Chinese demand for fossil fuels is increasing as their economy gains strength. This year, China’s demand for oil is on track to increase nearly 5%. This increase in demand represents an increase in demand of 514 million metric tons of oil. Of this amount of oil, more than half of the amount will be met be imports. It is hypothesized that China will import about 290 million metric tons of oil. This is an increase in import amount of 7.3%. Logically, an increase in oil imports of this magnitude will cause the Chinese economy to be more dependent on oil imports. The question that rises for me in this situation is how the increase in Chinese foreign oil demand will affect the United States oil prices. One would think that greater Chinese imports would cause more competition between the U.S. and China for oil and subsequently drive oil prices up in the U.S. However, it is important to note that the market for oil is a world market. Whether China demands more oil or not, the oil supplied will be consumed, either by using it or storing it in reserves. Therefore, I believe that oil prices would most likely be the same regardless of China’s demand. However, it is important for China to be weary as their participation makes them vulnerable to spices in other nation’s economies. Source

2 Responses to China’s Increasing Demand for Oil

  1. I agree that since the market for oil is a world market the price for oil in the U.S. will not be affected too much by China’s increasing demand. What I found interesting in the article was what CNCP’s Xu Jianshan said, “For a long period, oil and gas will continue to be the majority of the energy supply because of the obstacles facing new energy’s development.” Here in the U.S. and in countries in Europe we are looking for new energy sources. Most people realize that oil is not the be all end all, and that we as a planet need to find alternate energy sources. I found it interesting that China has much obstacles blocking new energy sources. I wonder if in the near future they eliminate the obstacles and they themselves try to find alternate energy sources. They have been urbanizing at an incredible rate, and the discovery of a more efficient/effective energy source could be of great value to China.
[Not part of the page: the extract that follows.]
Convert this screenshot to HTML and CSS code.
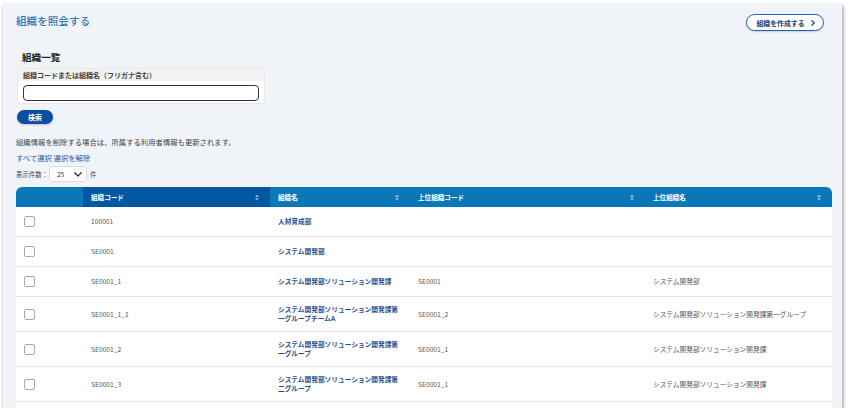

  2. OK, let’s put on an empirical hat: what share would this represent? First we need to convert metric tons to barrels — I’ll look that up. Global supply is about 90 mil bbl/day. Now very roughly 6 bbl = 1 metric ton so this comes out to 15 mil mt / day or about 360 x 15 = 5400 mil mt. If I’ve done my conversion correctly — I suspect I haven’t — then this increase represents 10% of global supply. That surely will affect prices, ceteris paribus.

    Checking further, the International Energy Association “Key World Energy Statistics” puts 2011 petroluem output at 4,011 Mt. Now imports of 290 Mt x 7% = 20 Mt. That’s about 0.5%. Now if the rest of the world was in recession, that would be modest. But that’s not the case. From another perspective, KWES shows China as the #3 energy importer behind the US and Japan (not limited to but primarily petroleum).